GOAL
Quote from the first line below through the line that contains "const PX_PER_ROLE = 4.21;", both included, and leave the pictures out.
:::::
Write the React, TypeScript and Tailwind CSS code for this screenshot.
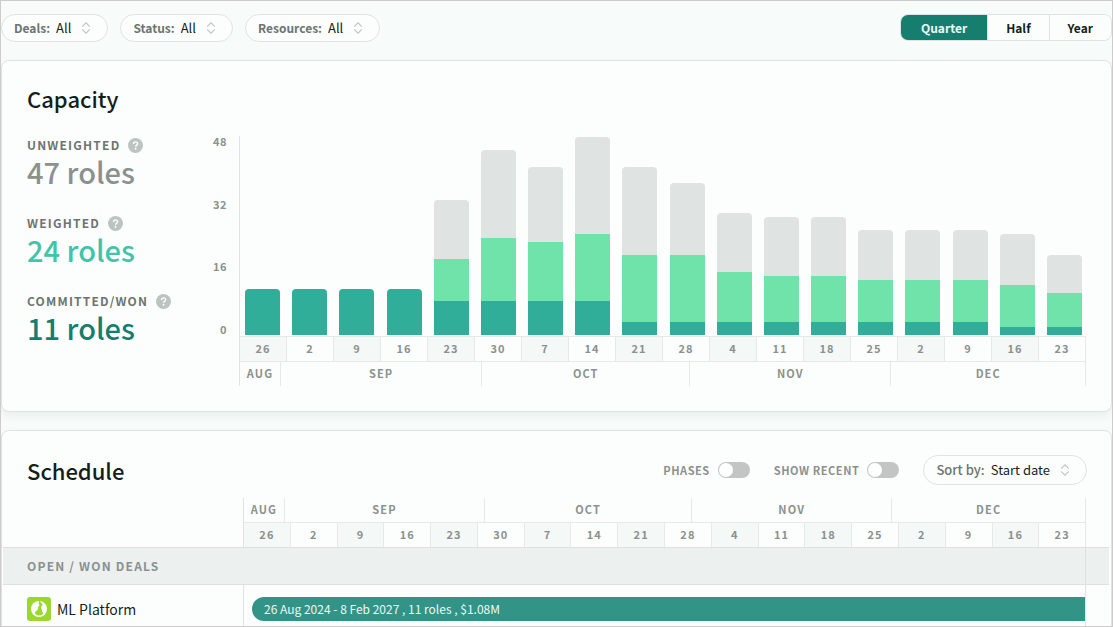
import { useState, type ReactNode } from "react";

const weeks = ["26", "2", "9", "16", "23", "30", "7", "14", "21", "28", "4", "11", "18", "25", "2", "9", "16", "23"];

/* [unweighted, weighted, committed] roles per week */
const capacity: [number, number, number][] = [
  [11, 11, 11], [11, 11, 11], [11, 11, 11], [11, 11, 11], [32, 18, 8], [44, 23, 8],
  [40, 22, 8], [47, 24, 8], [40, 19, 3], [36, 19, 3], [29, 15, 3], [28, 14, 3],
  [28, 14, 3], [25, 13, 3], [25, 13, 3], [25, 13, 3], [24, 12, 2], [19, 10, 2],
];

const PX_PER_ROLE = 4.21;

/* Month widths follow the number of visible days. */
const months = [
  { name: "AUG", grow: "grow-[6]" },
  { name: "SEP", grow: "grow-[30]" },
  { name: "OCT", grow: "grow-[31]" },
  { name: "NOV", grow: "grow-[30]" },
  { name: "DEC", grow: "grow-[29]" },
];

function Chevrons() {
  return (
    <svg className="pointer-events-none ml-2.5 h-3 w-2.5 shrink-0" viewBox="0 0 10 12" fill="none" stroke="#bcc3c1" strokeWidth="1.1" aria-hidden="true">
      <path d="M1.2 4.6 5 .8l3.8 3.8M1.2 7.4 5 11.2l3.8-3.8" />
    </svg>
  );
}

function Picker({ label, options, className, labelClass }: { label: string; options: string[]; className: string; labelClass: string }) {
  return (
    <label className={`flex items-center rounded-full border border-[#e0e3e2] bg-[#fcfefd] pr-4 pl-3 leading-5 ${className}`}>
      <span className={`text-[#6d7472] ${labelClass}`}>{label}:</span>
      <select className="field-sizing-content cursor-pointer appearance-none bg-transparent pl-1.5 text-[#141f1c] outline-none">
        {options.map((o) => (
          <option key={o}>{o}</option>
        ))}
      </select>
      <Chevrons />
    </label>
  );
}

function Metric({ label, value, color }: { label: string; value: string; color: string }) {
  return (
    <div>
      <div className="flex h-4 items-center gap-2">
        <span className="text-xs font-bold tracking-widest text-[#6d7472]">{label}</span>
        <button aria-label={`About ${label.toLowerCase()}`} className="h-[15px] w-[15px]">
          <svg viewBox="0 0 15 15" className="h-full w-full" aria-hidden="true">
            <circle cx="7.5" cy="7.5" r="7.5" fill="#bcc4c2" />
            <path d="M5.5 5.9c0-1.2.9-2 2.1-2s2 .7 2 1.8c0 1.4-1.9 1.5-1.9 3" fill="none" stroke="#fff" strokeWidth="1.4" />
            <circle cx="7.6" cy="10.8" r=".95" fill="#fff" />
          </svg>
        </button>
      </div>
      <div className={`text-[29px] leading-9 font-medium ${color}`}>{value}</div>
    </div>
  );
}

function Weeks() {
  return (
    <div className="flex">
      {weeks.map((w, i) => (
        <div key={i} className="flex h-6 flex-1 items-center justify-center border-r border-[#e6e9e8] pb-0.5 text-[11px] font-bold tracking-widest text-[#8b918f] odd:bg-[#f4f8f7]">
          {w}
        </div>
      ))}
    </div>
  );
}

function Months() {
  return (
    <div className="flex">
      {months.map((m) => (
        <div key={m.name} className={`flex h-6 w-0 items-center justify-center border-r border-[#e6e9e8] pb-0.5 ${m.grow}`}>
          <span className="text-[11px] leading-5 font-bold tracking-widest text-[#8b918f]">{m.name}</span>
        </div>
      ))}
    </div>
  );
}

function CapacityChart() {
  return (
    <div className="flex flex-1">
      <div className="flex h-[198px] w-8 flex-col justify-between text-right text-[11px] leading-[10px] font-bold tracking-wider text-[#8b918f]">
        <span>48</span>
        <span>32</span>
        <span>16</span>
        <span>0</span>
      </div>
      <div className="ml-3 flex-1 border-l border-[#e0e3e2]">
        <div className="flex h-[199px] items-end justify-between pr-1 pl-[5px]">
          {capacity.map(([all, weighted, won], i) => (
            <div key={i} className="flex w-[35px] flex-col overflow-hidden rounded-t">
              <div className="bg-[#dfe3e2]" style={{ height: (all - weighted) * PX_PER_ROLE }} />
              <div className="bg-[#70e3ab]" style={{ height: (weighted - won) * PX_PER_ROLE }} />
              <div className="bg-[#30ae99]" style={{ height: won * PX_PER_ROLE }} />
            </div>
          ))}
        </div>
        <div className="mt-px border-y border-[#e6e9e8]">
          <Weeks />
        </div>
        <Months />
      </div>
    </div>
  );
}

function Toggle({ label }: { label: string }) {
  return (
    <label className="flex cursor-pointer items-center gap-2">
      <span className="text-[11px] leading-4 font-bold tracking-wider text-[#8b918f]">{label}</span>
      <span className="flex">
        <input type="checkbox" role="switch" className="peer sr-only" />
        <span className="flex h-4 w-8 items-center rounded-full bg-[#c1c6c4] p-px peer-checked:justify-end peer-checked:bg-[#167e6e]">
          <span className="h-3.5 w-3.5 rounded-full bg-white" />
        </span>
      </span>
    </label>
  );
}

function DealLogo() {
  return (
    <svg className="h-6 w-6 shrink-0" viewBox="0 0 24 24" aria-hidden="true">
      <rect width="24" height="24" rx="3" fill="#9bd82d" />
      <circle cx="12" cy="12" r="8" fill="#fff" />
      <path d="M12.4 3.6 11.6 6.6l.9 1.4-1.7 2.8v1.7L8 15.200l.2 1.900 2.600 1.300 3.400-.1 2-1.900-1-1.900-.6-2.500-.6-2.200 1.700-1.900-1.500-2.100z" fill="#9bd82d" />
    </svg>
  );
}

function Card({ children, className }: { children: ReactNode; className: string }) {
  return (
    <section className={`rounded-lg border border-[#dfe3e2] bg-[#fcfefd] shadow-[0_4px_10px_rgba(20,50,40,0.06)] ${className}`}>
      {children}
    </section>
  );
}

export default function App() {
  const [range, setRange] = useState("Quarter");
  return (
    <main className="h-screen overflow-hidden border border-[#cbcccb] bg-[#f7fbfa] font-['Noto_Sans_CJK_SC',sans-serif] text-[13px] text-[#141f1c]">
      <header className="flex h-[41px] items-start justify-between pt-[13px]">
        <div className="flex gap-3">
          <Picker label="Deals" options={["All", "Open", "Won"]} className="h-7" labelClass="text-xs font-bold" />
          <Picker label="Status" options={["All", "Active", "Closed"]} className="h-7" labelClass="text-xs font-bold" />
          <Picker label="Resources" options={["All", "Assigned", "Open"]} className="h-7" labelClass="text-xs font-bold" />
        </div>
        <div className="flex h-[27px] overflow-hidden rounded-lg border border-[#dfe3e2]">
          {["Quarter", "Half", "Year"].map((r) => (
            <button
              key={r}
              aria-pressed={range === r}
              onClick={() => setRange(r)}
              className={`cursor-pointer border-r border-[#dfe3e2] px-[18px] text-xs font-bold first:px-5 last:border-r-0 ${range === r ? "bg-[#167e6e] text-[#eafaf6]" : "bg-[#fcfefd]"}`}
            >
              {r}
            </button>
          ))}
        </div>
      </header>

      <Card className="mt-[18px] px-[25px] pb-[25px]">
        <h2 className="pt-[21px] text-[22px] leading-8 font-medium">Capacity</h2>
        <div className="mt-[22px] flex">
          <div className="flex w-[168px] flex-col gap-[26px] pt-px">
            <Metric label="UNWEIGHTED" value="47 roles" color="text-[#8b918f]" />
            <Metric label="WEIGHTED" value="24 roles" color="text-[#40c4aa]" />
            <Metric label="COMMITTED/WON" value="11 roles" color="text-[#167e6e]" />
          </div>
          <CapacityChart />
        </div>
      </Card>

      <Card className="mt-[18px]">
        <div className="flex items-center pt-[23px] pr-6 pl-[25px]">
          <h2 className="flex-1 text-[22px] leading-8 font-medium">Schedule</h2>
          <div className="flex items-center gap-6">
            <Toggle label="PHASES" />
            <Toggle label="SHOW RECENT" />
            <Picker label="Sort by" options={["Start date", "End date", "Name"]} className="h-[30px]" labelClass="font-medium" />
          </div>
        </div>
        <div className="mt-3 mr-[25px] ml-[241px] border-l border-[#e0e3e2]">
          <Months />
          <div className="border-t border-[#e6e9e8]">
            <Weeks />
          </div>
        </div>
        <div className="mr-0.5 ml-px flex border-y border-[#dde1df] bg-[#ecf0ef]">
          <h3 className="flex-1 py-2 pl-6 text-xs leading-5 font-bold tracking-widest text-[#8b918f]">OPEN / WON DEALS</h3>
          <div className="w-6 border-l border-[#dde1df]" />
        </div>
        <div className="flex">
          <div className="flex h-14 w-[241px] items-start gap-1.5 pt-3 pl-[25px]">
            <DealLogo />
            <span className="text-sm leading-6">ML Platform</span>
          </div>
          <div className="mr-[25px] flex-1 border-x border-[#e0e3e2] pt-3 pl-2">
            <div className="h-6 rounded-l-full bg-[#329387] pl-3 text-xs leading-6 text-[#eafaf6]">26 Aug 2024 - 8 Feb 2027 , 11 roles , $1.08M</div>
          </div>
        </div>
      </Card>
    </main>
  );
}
:::::
WORKED ANSWER
Write the React, TypeScript and Tailwind CSS code for this screenshot.
import { useState, type ReactNode } from "react";

const weeks = ["26", "2", "9", "16", "23", "30", "7", "14", "21", "28", "4", "11", "18", "25", "2", "9", "16", "23"];

/* [unweighted, weighted, committed] roles per week */
const capacity: [number, number, number][] = [
  [11, 11, 11], [11, 11, 11], [11, 11, 11], [11, 11, 11], [32, 18, 8], [44, 23, 8],
  [40, 22, 8], [47, 24, 8], [40, 19, 3], [36, 19, 3], [29, 15, 3], [28, 14, 3],
  [28, 14, 3], [25, 13, 3], [25, 13, 3], [25, 13, 3], [24, 12, 2], [19, 10, 2],
];

const PX_PER_ROLE = 4.21;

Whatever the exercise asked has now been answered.